Verdere grindhouse-aanraders waarmee u cinefiele vrienden makkelijke op de kast kunt krijgen:
duke mitchell’s massacre maffia style (1978): verbijsterende poging the godfather nog eens dunnetjes over te doen met minimaal budget, maar maximale bloeddorst en dito pretentie.
the incredible melting man (1977): Sf-puinhoop met smeltende man die in achtertuintjes mensen verpulvert; effecten van meestergrimeur Rick Baker.
the black gestapo (1975): blaxploitation van Z-niveau met zwarte doodseskaders die door Los Angeles marcheren terwijl vette funk weerklinkt.
ilsa, she-wolf of the ss (1975): zeer dubieuze ‘sexploitation’ met lesbische seks en martelingen in een concentratiekamp; in de VS en Europa destijds een enorm succes in de bioscopen.
violent naples (1976): beenharde Italiaanse dirty harry-rip off van de onverbeterlijke Umberto Lenzi, inclusief dodelijke bowlingbal en een hoofdrolspeler wiens forse snor trilt van woede. Grote favoriet van Tarantino.
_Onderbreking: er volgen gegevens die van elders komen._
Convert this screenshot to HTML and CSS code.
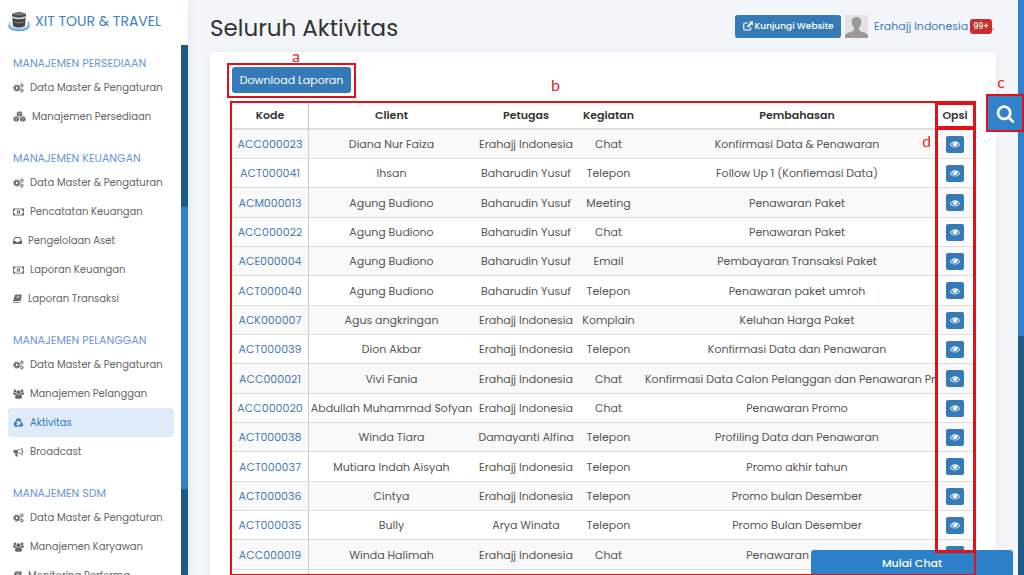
FILE: index.html
```html
<!DOCTYPE html>
<html lang="id">
<head>
<meta charset="utf-8">
<meta name="viewport" content="width=device-width, initial-scale=1">
<title>Seluruh Aktivitas</title>
<link rel="stylesheet" href="styles.css">
</head>
<body>
<svg class="sprite" aria-hidden="true">
  <symbol id="search" viewBox="0 0 1792 1792"><path d="M1216 832q0-185-131.5-316.5t-316.5-131.5-316.5 131.5-131.5 316.5 131.5 316.5 316.5 131.5 316.5-131.5 131.5-316.5zm512 832q0 52-38 90t-90 38q-54 0-90-38l-343-342q-179 124-399 124-143 0-273.5-55.5t-225-150-150-225-55.5-273.5 55.5-273.5 150-225 225-150 273.5-55.5 273.5 55.5 225 150 150 225 55.5 273.5q0 220-124 399l343 343q37 37 37 90z"/></symbol>
  <symbol id="eye" viewBox="0 0 1792 1792"><path d="M1664 960q-152-236-381-353 61 104 61 225 0 185-131.5 316.5t-316.5 131.5-316.5-131.5-131.5-316.5q0-121 61-225-229 117-381 353 133 205 333.500 326.500t434.500 121.500 434.500-121.500 333.500-326.500zm-720-384q0-20-14-34t-34-14q-125 0-214.500 89.500t-89.500 214.500q0 20 14 34t34 14 34-14 14-34q0-86 61-147t147-61q20 0 34-14t14-34zm848 384q0 34-20 69-140 230-376.500 368.500t-499.500 138.500-499.500-139-376.500-368q-20-35-20-69t20-69q140-229 376.500-368t499.500-139 499.500 139 376.500 368q20 35 20 69z"/></symbol>
  <symbol id="cogs" viewBox="0 0 22 20"><g fill="none" stroke="currentColor"><circle cx="7.500" cy="10" r="4" stroke-width="3.400"/><circle cx="7.500" cy="10" r="6.300" stroke-width="2" stroke-dasharray="2.700 2.248"/><circle cx="17.500" cy="5" r="2.100" stroke-width="1.900"/><circle cx="17.500" cy="5" r="3.500" stroke-width="1.300" stroke-dasharray="1.600 1.149"/><circle cx="17.500" cy="15" r="2.100" stroke-width="1.900"/><circle cx="17.500" cy="15" r="3.500" stroke-width="1.300" stroke-dasharray="1.600 1.149"/></g></symbol>
  <symbol id="cubes" viewBox="0 0 24 20"><path d="M12 .5l5 2v5.800l-5 2.200-5-2.200V2.500zM6 9.500l5 2v5.800l-5 2.200-5-2.200v-5.800zM18 9.500l5 2v5.800l-5 2.200-5-2.200v-5.800z"/><path d="M8 3.200l4 1.600 4-1.600M12 4.800v4.500M2 12.200l4 1.600 4-1.600M6 13.800v4.500M14 12.200l4 1.600 4-1.600M18 13.800v4.500" fill="none" stroke="#fff" stroke-width=".8"/></symbol>
  <symbol id="money" viewBox="0 0 22 18"><path fill-rule="evenodd" d="M0 2h22v14H0zM4.500 3.600a3 3 0 0 1-3 3v4.800a3 3 0 0 1 3 3h13a3 3 0 0 1 3-3V6.600a3 3 0 0 1-3-3z"/><path fill-rule="evenodd" d="M11 4.500c2.400 0 3.500 2.200 3.500 4.500s-1.100 4.500-3.500 4.500S7.500 11.300 7.500 9 8.600 4.500 11 4.500zM10.500 6L9 7.200l.6.8.7-.4V11H9v1h4v-1h-1.300V6z"/></symbol>
  <symbol id="inbox" viewBox="0 0 18 18"><path fill-rule="evenodd" d="M4 2h10q.8 0 1.200.8L18 10v5q0 1-1 1H1q-1 0-1-1v-5l2.800-7.200Q3.200 2 4 2zm.4 2L2.200 10h3.600l1.300 2.500h3.800l1.300-2.500h3.600L13.600 4z"/></symbol>
  <symbol id="book" viewBox="0 0 20 20"><path d="M7 1h11q1.700.2 1.200 2L16 14q-.5 1.500-2 1.500H4q-1.500 0-1.500 1t1.500 1h11L18.500 6q1 .6.600 2L16 18q-.4 1.500-2 1.500H3.500Q0 19 .5 15L4 3.500Q4.700 1 7 1z"/><path d="M8 5h7M7 8h7" stroke="#fff" stroke-width="1.200"/></symbol>
  <symbol id="users" viewBox="0 0 22 20"><circle cx="11" cy="6.500" r="4"/><circle cx="4" cy="3.800" r="2.800"/><circle cx="18" cy="3.800" r="2.800"/><path d="M7.500 10.200q3.500 2.500 7 0 3.500.6 3.500 6 0 3.300-3 3.300H7q-3 0-3-3.300 0-5.400 3.500-6zM2 6.500q2 1.500 4.200.5-.1 2 1 3.200-2 0-3 1.300H2q-2 0-2-2 0-3 2-3zM20 6.500q-2 1.500-4.200.5.1 2-1 3.200 2 0 3 1.300H20q2 0 2-2 0-3-2-3z"/></symbol>
  <symbol id="recycle" viewBox="0 0 20 20"><path d="M6 2q.6-1 2-1h5l1.500 2.500L16 2.700 14 7.600 9 7l1.500-1-1.300-2.300L6.700 8 3.500 6.200zM16.300 7.500l2.900 4.800q.7 1.200-.2 2.500L17.600 17H13v2l-3-4.200 3-4.100v2.300h3l-2.600-3.900zM.8 8.200l4.900-.5 2.200 4.700-1.700-.9L4.700 14h4v3.600H4.500q-1.300 0-2-1.200L.7 13.500q-.5-1 .1-2l1-1.900z"/></symbol>
  <symbol id="horn" viewBox="0 0 20 20"><path fill-rule="evenodd" d="M18 1v6q1.500.5 1.500 2T18 11v6q-4.500-4.500-10-5-1.500 1-.4 2.500-.7 1.300.8 2.400l1 1q-2 2-5 .6-1.700-4-.9-6.500H2q-2 0-2-2V8q0-2 2-2h5q6 0 11-5zm-1.500 3.200Q13 7 8.500 7.400v3.200q4.500.4 8 3.200z"/></symbol>
  <symbol id="external" viewBox="0 0 20 20"><path d="M10 4H3.500Q1.500 4 1.500 6v10q0 2 2 2h10q2 0 2-2v-4" fill="none" stroke="currentColor" stroke-width="2.200"/><path d="M12 1h8v8l-2.700-2.700-7 7-2.600-2.600 7-7z"/></symbol>
</svg>

<div class="app">
  <aside class="sidebar">
    <a class="brand" href="#">
      <svg class="brand-logo" viewBox="0 0 22 22" aria-hidden="true">
        <path d="M0 15q-.5 5.500 11 5.500T22 15q0-4-2-5l-1 6q-8 4-16 0l-1-5z" fill="#9ccbf0"/>
        <path d="M4 4l7-2 7 2-1 12q-6 3-12 0z" fill="#464343"/>
        <path d="M4 4q7-4 14 0-7 3-14 0z" fill="#777"/>
        <path d="M4.200 7q7 3 13.600 0" fill="none" stroke="#ddd" stroke-width="1.500"/>
        <path d="M6 12q5 2 10 0" fill="none" stroke="#888"/>
        <path d="M1 16q1 4.500 10 4.500T21 16" fill="none" stroke="#3e91d1" stroke-width="1"/>
      </svg>
      <span>XIT TOUR &amp; TRAVEL</span>
    </a>
    <div class="sidebar-body">
      <nav class="menu">
        <section><h2>MANAJEMEN PERSEDIAAN</h2>
          <a href="#"><svg><use href="#cogs"/></svg>Data Master &amp; Pengaturan</a>
          <a href="#"><svg class="wide"><use href="#cubes"/></svg>Manajemen Persediaan</a>
        </section>
        <section><h2>MANAJEMEN KEUANGAN</h2>
          <a href="#"><svg><use href="#cogs"/></svg>Data Master &amp; Pengaturan</a>
          <a href="#"><svg><use href="#money"/></svg>Pencatatan Keuangan</a>
          <a href="#"><svg class="narrow"><use href="#inbox"/></svg>Pengelolaan Aset</a>
          <a href="#"><svg><use href="#money"/></svg>Laporan Keuangan</a>
          <a href="#"><svg class="narrow"><use href="#book"/></svg>Laporan Transaksi</a>
        </section>
        <section><h2>MANAJEMEN PELANGGAN</h2>
          <a href="#"><svg><use href="#cogs"/></svg>Data Master &amp; Pengaturan</a>
          <a href="#"><svg><use href="#users"/></svg>Manajemen Pelanggan</a>
          <a href="#" class="active"><svg><use href="#recycle"/></svg>Aktivitas</a>
          <a href="#"><svg><use href="#horn"/></svg>Broadcast</a>
        </section>
        <section><h2>MANAJEMEN SDM</h2>
          <a href="#"><svg><use href="#cogs"/></svg>Data Master &amp; Pengaturan</a>
          <a href="#"><svg><use href="#users"/></svg>Manajemen Karyawan</a>
          <a href="#"><svg class="narrow"><use href="#book"/></svg>Monitoring Performa</a>
        </section>
      </nav>
      <div class="track side-track"><div class="thumb"></div></div>
    </div>
  </aside>

  <main class="content">
    <header class="topbar">
      <h1>Seluruh Aktivitas</h1>
      <div class="account">
        <button class="btn visit" type="button"><svg><use href="#external"/></svg>Kunjungi Website</button>
        <svg class="avatar" viewBox="0 0 23 23" aria-hidden="true"><path fill="#e2e2e2" d="M0 0h23v23H0z"/><path fill="#999" d="M11.500 2c3.500 0 5 2.300 4.700 5.500-.2 2.700-1.200 4.300-2.200 5.500v2.200c1 1.600 7.500 2.300 9 4.800v3H0v-3c1.500-2.500 8-3.200 9-4.800V13C8 11.800 7 10.200 6.800 7.500 6.500 4.300 8 2 11.500 2z"/></svg>
        <a class="user" href="#">Erahajj Indonesia</a><span class="badge">99+</span><span class="dot">.</span>
      </div>
    </header>

    <div class="card">
      <div class="toolbar">
        <button class="btn download" type="button">Download Laporan</button>
        <div class="mark mark-a"><span>a</span></div>
      </div>
      <div class="table-area">
        <div class="table-clip">
          <table>
            <colgroup><col class="c-kode"><col class="c-client"><col class="c-petugas"><col class="c-kegiatan"><col><col class="c-opsi"></colgroup>
            <thead><tr><th>Kode</th><th>Client</th><th>Petugas</th><th>Kegiatan</th><th>Pembahasan</th><th>Opsi</th></tr></thead>
            <tbody>
              <tr><td><a href="#">ACC000023</a></td><td>Diana Nur Faiza</td><td>Erahajj Indonesia</td><td>Chat</td><td>Konfirmasi Data &amp; Penawaran</td><td><button class="view" type="button" aria-label="Lihat"><svg><use href="#eye"/></svg></button></td></tr>
              <tr><td><a href="#">ACT000041</a></td><td>Ihsan</td><td>Baharudin Yusuf</td><td>Telepon</td><td>Follow Up 1 (Konfiemasi Data)</td><td><button class="view" type="button" aria-label="Lihat"><svg><use href="#eye"/></svg></button></td></tr>
              <tr><td><a href="#">ACM000013</a></td><td>Agung Budiono</td><td>Baharudin Yusuf</td><td>Meeting</td><td>Penawaran Paket</td><td><button class="view" type="button" aria-label="Lihat"><svg><use href="#eye"/></svg></button></td></tr>
              <tr><td><a href="#">ACC000022</a></td><td>Agung Budiono</td><td>Baharudin Yusuf</td><td>Chat</td><td>Penawaran Paket</td><td><button class="view" type="button" aria-label="Lihat"><svg><use href="#eye"/></svg></button></td></tr>
              <tr><td><a href="#">ACE000004</a></td><td>Agung Budiono</td><td>Baharudin Yusuf</td><td>Email</td><td>Pembayaran Transaksi Paket</td><td><button class="view" type="button" aria-label="Lihat"><svg><use href="#eye"/></svg></button></td></tr>
              <tr><td><a href="#">ACT000040</a></td><td>Agung Budiono</td><td>Baharudin Yusuf</td><td>Telepon</td><td>Penawaran paket umroh</td><td><button class="view" type="button" aria-label="Lihat"><svg><use href="#eye"/></svg></button></td></tr>
              <tr><td><a href="#">ACK000007</a></td><td>Agus angkringan</td><td>Erahajj Indonesia</td><td>Komplain</td><td>Keluhan Harga Paket</td><td><button class="view" type="button" aria-label="Lihat"><svg><use href="#eye"/></svg></button></td></tr>
              <tr><td><a href="#">ACT000039</a></td><td>Dion Akbar</td><td>Erahajj Indonesia</td><td>Telepon</td><td>Konfirmasi Data dan Penawaran</td><td><button class="view" type="button" aria-label="Lihat"><svg><use href="#eye"/></svg></button></td></tr>
              <tr><td><a href="#">ACC000021</a></td><td>Vivi Fania</td><td>Erahajj Indonesia</td><td>Chat</td><td>Konfirmasi Data Calon Pelanggan dan Penawaran Produk</td><td><button class="view" type="button" aria-label="Lihat"><svg><use href="#eye"/></svg></button></td></tr>
              <tr><td><a href="#">ACC000020</a></td><td>Abdullah Muhammad Sofyan</td><td>Erahajj Indonesia</td><td>Chat</td><td>Penawaran Promo</td><td><button class="view" type="button" aria-label="Lihat"><svg><use href="#eye"/></svg></button></td></tr>
              <tr><td><a href="#">ACT000038</a></td><td>Winda Tiara</td><td>Damayanti Alfina</td><td>Telepon</td><td>Profiling Data dan Penawaran</td><td><button class="view" type="button" aria-label="Lihat"><svg><use href="#eye"/></svg></button></td></tr>
              <tr><td><a href="#">ACT000037</a></td><td>Mutiara Indah Aisyah</td><td>Erahajj Indonesia</td><td>Telepon</td><td>Promo akhir tahun</td><td><button class="view" type="button" aria-label="Lihat"><svg><use href="#eye"/></svg></button></td></tr>
              <tr><td><a href="#">ACT000036</a></td><td>Cintya</td><td>Erahajj Indonesia</td><td>Telepon</td><td>Promo bulan Desember</td><td><button class="view" type="button" aria-label="Lihat"><svg><use href="#eye"/></svg></button></td></tr>
              <tr><td><a href="#">ACT000035</a></td><td>Bully</td><td>Arya Winata</td><td>Telepon</td><td>Promo Bulan Desember</td><td><button class="view" type="button" aria-label="Lihat"><svg><use href="#eye"/></svg></button></td></tr>
              <tr><td><a href="#">ACC000019</a></td><td>Winda Halimah</td><td>Erahajj Indonesia</td><td>Chat</td><td>Penawaran Promo</td><td><button class="view" type="button" aria-label="Lihat"><svg><use href="#eye"/></svg></button></td></tr>
              <tr><td></td><td></td><td></td><td></td><td></td><td></td></tr>
            </tbody>
          </table>
        </div>
        <div class="mark mark-b"><span>b</span></div>
        <div class="mark mark-head"></div>
        <div class="mark mark-d"><span>d</span></div>
      </div>
    </div>
  </main>
  <div class="track page-track"><div class="thumb"></div></div>
  <button class="search" type="button" aria-label="Cari"><svg><use href="#search"/></svg></button>
  <span class="letter-c">c</span>
  <button class="chat" type="button">Mulai Chat</button>
</div>
</body>
</html>
```
FILE: styles.css
```css
* { box-sizing: border-box; }
body { margin: 0; font-family: Poppins, Inter, sans-serif; font-size: 11px; line-height: 20px; color: #555; background: #f2f6fa; }
button { font: inherit; border: 0; padding: 0; cursor: pointer; }
a { color: #4779b4; text-decoration: none; }
svg { fill: currentColor; flex: none; }
h1, h2 { margin: 0; font-weight: 400; }
.sprite { position: absolute; width: 0; height: 0; }

.app { position: relative; display: flex; height: 100vh; overflow: hidden; }

.sidebar { display: flex; flex-direction: column; width: 188px; flex: none; background: #fff; box-shadow: 0 0 12px #dfe6ed; }
.brand { display: flex; align-items: center; gap: 5px; height: 45px; padding: 0 0 3px 8px; flex: none; font-size: 14px; color: #3b82c0; white-space: nowrap; }
.brand-logo { width: 22px; height: 22px; }
.sidebar-body { display: flex; flex: 1; min-height: 0; }
.menu { display: flex; flex-direction: column; gap: 17px; flex: 1; min-width: 0; padding: 8px 7px 0 8px; overflow: hidden; }
.menu section { flex: none; }
.menu h2 { padding-left: 5px; font-size: 11px; line-height: 20px; color: #6e95d9; white-space: nowrap; }
.menu a { display: flex; align-items: center; gap: 6px; height: 29px; padding-left: 5px; border-radius: 4px; font-size: 10px; color: #666; white-space: nowrap; }
.menu svg { width: 11px; height: 10px; }
.menu .wide { width: 13px; height: 11px; }
.menu .narrow { width: 9px; height: 9px; }
.menu .active { background: #dfebf9; color: #3479b8; }

.track { width: 7px; flex: none; background: #1d5a84; }
.thumb { background: #3182ca; }
.side-track { padding-top: 162px; }
.side-track .thumb { height: 282px; }
.page-track { width: 6px; }
.page-track .thumb { height: 336px; }

.content { display: flex; flex-direction: column; flex: 1; min-width: 0; padding: 0 22px; }
.topbar { display: flex; align-items: center; justify-content: space-between; height: 52px; flex: none; }
h1 { font-size: 23px; line-height: 36px; color: #333; padding-top: 3px; }
.account { display: flex; align-items: center; padding-right: 4px; font-size: 11px; }
.btn { background: #337ab7; color: #fff; border-radius: 3px; white-space: nowrap; }
.visit { display: flex; align-items: center; justify-content: center; gap: 2px; width: 106px; height: 23px; font-size: 9px; font-weight: 500; }
.visit svg { width: 10px; height: 10px; }
.avatar { width: 23px; height: 23px; margin: 0 6px 0 4px; }
.badge { margin-left: 2px; padding: 0 3px; border-radius: 3px; background: #c9302c; color: #fff; font-size: 8px; font-weight: 500; line-height: 15px; }
.dot { width: 0; }

.card { flex: 1; padding: 15px 22px 0; background: #fff; border-radius: 4px 4px 0 0; box-shadow: 0 0 8px #e6ecf2; }
.toolbar { position: relative; display: flex; height: 36px; }
.download { width: 119px; height: 26px; }
.table-area { position: relative; }
.table-clip { overflow: hidden; }
table { width: calc(100% + 19px); table-layout: fixed; border-collapse: separate; border-spacing: 0; }
.c-kode { width: 77px; }
.c-client { width: 165px; }
.c-petugas { width: 104px; }
.c-kegiatan { width: 61px; }
.c-opsi { width: 38px; }
th, td { height: 29px; padding: 0; text-align: center; white-space: nowrap; line-height: 20px; border-bottom: 1px solid #ddd; }
th { height: 27px; padding-bottom: 2px; color: #333; font-weight: 600; border-bottom: 2px solid #ddd; }
tbody tr:nth-child(3n) td { height: 30px; }
th:first-child, td:first-child { border-right: 1px solid #ccc; }
th:nth-child(5), td:nth-child(5) { padding-left: 6px; padding-right: 6px; }
tr > :last-child { position: sticky; right: 0; background: #fff; }
tbody tr:nth-child(odd) td { background: #f9f9f9; }
.view { display: block; width: 18px; height: 17px; margin: 0 auto; border-radius: 2px; background: #337ab7; color: #fff; }
.view svg { display: block; width: 10px; height: 10px; margin: 0 auto; }

.mark { position: absolute; border: 2px solid #e3101a; pointer-events: none; z-index: 3; }
.mark span, .letter-c { position: absolute; color: #e3262c; font-family: Lato, sans-serif; font-size: 16px; line-height: 16px; }
.mark-a { left: -5px; top: -4px; width: 129px; height: 35px; }
.mark-a span { left: 63px; top: -17px; }
.mark-b { left: -2px; right: -2px; top: -2px; height: 475px; }
.mark-b span { left: 43%; top: -26px; }
.mark-head { right: -2px; top: -1px; width: 41px; height: 27px; border-width: 3px; }
.mark-d { right: -2px; top: 24px; width: 41px; height: 426px; border-width: 3px; }
.mark-d span { left: -16px; top: 3px; }

.search { position: absolute; right: 0; top: 94px; display: flex; align-items: center; justify-content: center; width: 38px; height: 38px; border: 2px solid #e3101a; background: #3182ca; color: #fff; z-index: 4; }
.search svg { width: 19px; height: 19px; }
.letter-c { right: 19px; top: 74px; }
.chat { position: absolute; right: 11px; bottom: 0; width: 202px; height: 25px; border-radius: 3px 3px 0 0; background: #2c80c7; color: #fff; font-weight: 500; z-index: 2; }
```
santo & blue demon vs. dracula & the wolfman (1973): krankzinnigheid in het kwadraat met de Mexicaanse superworstelaar Santo. Zware aanslag op intellect en lachspieren.
Niet in elke dvd-importshop te vinden, maar een zoektocht op internet met creditcard biedt vaak al vrij snel soelaas. Serveren met lauw bier en doppinda’s.